When she sees my lack of depth in my family relationships, it baffles her. Sometimes, I get the feeling it even offends her a little. Objectively, she gets it, but it doesn’t make sense to her intuitively. And she doesn’t have doubts that family bonds outside the family are necessary, valid, or possible (though to be fair, much of her reservation is informed by my past poor choices).
My desire to find such trusting intimacy has led me to pursue it in unhealthy ways. I’ve had conversations that became inappropriate for the relationship. I’ve shared hugs that made people feel uncomfortable (or worse). I’ve even confused this sort of desire for other desires, leading into an affair.
Clara’s hesitation is not unjustified. I’ve come to recognize the wisdom in her restraint the hard way. But I believe the problems I’ve created are more an indictment of my carelessness than an indictment of intimacy.

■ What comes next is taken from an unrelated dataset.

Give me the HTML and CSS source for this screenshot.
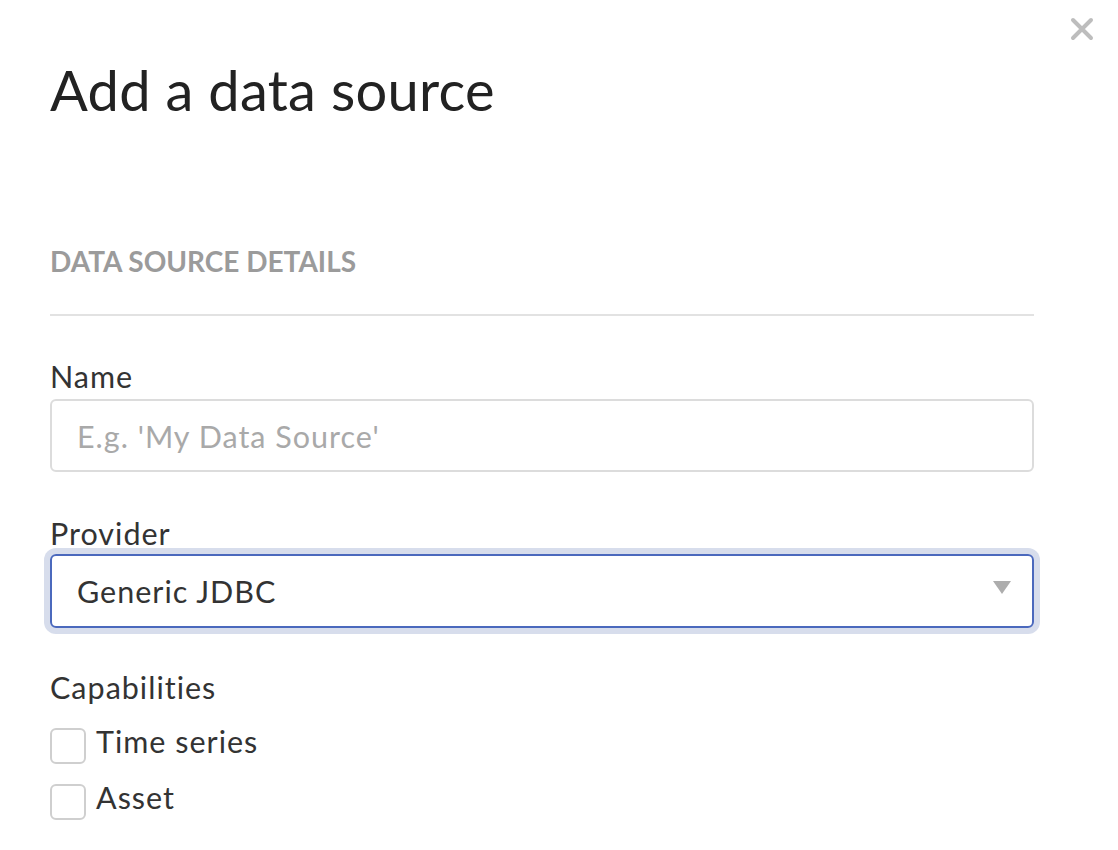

She and I are at least in agreement with one thing. Our kids will never have to wonder. We’re certainly not producing a perfect childhood for them, but they’ll grow up with a family that is always close, always authentic, and always accepting. Our home will be a safe space for them.
Our kids will never have to look for family. It’ll be right here.
Everyone needs family. Everyone needs a safe place. We should all be that safe place for someone.
Originally posted 2017-04-24 08:00:00.